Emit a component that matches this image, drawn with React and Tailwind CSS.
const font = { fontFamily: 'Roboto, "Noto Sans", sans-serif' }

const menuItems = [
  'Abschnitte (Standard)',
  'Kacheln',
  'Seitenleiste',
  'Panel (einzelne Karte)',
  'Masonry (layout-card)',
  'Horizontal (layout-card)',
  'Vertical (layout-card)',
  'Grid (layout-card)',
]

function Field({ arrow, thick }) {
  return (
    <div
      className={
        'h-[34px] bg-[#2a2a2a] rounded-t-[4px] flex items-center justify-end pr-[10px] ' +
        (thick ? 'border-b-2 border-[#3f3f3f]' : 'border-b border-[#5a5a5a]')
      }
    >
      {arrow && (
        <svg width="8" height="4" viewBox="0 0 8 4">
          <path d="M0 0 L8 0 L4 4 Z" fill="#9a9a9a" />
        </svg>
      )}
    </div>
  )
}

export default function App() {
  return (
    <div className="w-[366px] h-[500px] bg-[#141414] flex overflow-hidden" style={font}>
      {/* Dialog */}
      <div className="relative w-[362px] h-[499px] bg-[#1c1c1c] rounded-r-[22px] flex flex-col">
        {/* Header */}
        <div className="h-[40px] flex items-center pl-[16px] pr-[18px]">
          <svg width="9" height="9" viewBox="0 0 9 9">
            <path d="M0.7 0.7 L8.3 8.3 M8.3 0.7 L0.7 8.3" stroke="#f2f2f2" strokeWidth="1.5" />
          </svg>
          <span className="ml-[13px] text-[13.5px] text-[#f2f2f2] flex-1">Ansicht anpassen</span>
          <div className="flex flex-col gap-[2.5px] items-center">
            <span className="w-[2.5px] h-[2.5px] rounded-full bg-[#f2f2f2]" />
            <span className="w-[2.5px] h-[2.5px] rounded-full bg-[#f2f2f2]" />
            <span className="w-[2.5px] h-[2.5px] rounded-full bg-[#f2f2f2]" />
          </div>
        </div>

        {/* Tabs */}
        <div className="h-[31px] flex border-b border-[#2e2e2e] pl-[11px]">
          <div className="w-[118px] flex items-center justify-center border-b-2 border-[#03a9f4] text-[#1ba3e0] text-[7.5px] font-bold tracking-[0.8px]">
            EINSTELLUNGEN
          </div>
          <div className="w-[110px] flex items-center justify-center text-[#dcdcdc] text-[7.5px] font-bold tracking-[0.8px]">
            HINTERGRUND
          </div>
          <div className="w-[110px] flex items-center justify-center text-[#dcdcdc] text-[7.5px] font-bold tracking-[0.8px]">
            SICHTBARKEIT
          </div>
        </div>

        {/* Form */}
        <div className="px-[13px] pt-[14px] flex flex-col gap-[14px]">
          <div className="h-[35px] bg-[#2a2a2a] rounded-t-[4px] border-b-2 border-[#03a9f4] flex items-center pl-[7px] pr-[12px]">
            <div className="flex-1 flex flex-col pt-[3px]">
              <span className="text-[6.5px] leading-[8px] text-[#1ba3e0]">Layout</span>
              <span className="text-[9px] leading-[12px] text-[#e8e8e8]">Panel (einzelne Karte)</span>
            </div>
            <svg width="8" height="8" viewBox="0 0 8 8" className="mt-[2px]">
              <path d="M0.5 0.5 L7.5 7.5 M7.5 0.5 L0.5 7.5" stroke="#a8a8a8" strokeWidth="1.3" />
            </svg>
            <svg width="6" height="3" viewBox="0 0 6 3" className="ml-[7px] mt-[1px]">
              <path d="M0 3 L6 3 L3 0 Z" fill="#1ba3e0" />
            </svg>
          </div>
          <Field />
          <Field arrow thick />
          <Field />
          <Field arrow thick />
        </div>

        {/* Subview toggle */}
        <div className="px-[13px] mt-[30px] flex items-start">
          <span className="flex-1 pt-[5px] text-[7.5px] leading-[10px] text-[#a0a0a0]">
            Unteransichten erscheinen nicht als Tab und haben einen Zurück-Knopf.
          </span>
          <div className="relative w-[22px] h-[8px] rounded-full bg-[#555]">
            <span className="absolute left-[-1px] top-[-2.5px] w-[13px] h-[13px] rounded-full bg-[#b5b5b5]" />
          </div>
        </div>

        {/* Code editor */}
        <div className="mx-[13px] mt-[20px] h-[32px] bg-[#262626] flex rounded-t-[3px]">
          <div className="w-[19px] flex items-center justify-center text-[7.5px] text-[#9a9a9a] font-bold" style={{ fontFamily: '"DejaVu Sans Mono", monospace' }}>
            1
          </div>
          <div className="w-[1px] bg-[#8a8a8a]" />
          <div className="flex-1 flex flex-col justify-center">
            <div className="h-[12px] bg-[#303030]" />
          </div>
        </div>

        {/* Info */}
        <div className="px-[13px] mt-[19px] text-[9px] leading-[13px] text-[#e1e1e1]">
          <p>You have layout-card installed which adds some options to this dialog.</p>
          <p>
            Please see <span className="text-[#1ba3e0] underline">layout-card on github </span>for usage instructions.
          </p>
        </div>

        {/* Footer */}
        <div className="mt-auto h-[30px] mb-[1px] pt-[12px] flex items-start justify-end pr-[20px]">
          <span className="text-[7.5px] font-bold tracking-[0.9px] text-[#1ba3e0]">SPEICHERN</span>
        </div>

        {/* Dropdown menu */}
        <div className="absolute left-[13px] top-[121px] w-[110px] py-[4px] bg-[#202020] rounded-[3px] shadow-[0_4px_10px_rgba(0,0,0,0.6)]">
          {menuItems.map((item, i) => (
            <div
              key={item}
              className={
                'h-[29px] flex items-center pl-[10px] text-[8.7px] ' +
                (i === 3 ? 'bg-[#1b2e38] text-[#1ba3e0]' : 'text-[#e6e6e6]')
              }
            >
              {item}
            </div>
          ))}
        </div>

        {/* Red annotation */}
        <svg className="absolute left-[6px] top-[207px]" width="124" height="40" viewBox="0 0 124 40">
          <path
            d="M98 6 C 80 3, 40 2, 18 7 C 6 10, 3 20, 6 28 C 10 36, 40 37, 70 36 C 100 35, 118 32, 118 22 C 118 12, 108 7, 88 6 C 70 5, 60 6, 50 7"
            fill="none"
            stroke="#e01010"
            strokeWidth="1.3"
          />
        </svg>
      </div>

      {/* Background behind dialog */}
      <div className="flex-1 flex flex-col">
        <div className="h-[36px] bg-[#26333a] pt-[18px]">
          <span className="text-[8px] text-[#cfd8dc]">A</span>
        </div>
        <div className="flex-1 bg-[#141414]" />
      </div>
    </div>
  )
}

········

Pick out the lines above that hold the string "this" and show them.

Emit a component that matches this image, drawn with React and Tailwind CSS.
          <p>You have layout-card installed which adds some options to this dialog.</p>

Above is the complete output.